Local government secretary Eric Pickles has given a fresh warning to councils over allowing social media and filming at meetings, as he issues new guidance opening up planning appeals.
He will publish new guidance to formally open up planning appeal hearings to be filmed, tweeted and reported, including by local bloggers and hyperlocal journalists.
Mr Pickles also warned councils not to “suppress freedom of speech” after a series of incidents in which journalists and residents have been prevented from filming or tweeting from meetings.
It comes after the minister published a new guide for local people about attending council meetings in June, which explicitly stated that they should be allowed to film and use social media.
Mr Pickles said: “Watching television programmes like Grand Designs, viewers have been baffled as cameras are stopped from filming meetings of the planning committee.
“Councillors shouldn’t be ashamed or be trying to hide the work they do. I am opening up the planning appeals that my department oversees, so the public can see how the planning system works in practice. Councils should match this by opening up their planning meetings and other committees.
“A small number of councils are blocking filming because they want to suppress independent reporting, just as some councils are clinging to their town hall Pravdas.
“An independent local press and robust public scrutiny is essential for a healthy local democracy: without the sunlight of transparency, the flowering of localism will whither. Heavy-handed councils who call the police to suppress freedom of speech are abusing state powers.”
One of the cases highlighted by Mr Pickles was how Stamford Town Council prevented reporters from the Rutland and Stamford Mercury from using Twitter at its meetings, which was reported by HTFP in June.
He also highlighted a number of instances where councils barred residents from filming despite the guidelines he issued.
The Welsh Government has also rebuffed a suggestion that the same approach should be taken to open up council meetings in Wales.
The Planning Inspectorate determines 20,000 appeals a year, of which around 2,000 are via hearings of inquiries and the guidance issued by the government will make clear the rights of members of the press and public in covering them.
It will say: “Hearings and inquiries are open to journalists and the wider public, as well as interested people. Provided that it does not disrupt proceedings, anyone will be allowed to report, record and film proceedings including the use of digital and social media.
“Inspectors will advise people present at the start of the event that the proceedings may be recorded and/or filmed, and that anyone using social media during or after the end of the proceedings should do so responsibly.”
The Chartered Institute of Journalists has welcomed the move by Mr Pickles but warned that legislation may be needed.
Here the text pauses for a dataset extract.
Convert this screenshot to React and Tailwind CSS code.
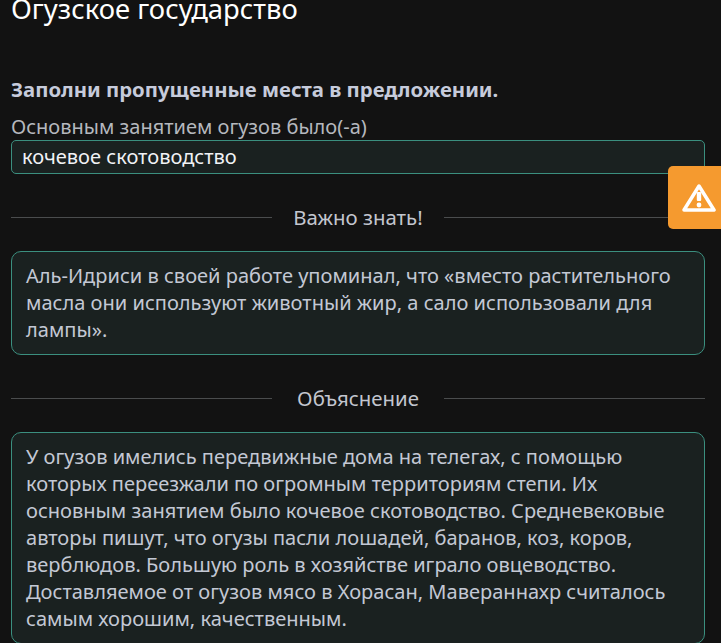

CIoJ president Charlie Harris said: “For many councillors and council officers, the default position now is to hinder the public’s right to know and journalists’ right to report by narrowly defining ‘reporter’ and restricting reporting to the notebook and pen.
“This is a far more important issue than freedom of the press. It is about the right to the public to know what their elected representatives, and paid public officials, are up to in their name.
“The Institute wholeheartedly applauds Mr Pickles’s efforts to remind councils of their duty to the public, but knowing the willingness of local authorities to brazenly ignore official guidelines, we feel that legislation is necessary to force them to fulfill that duty.”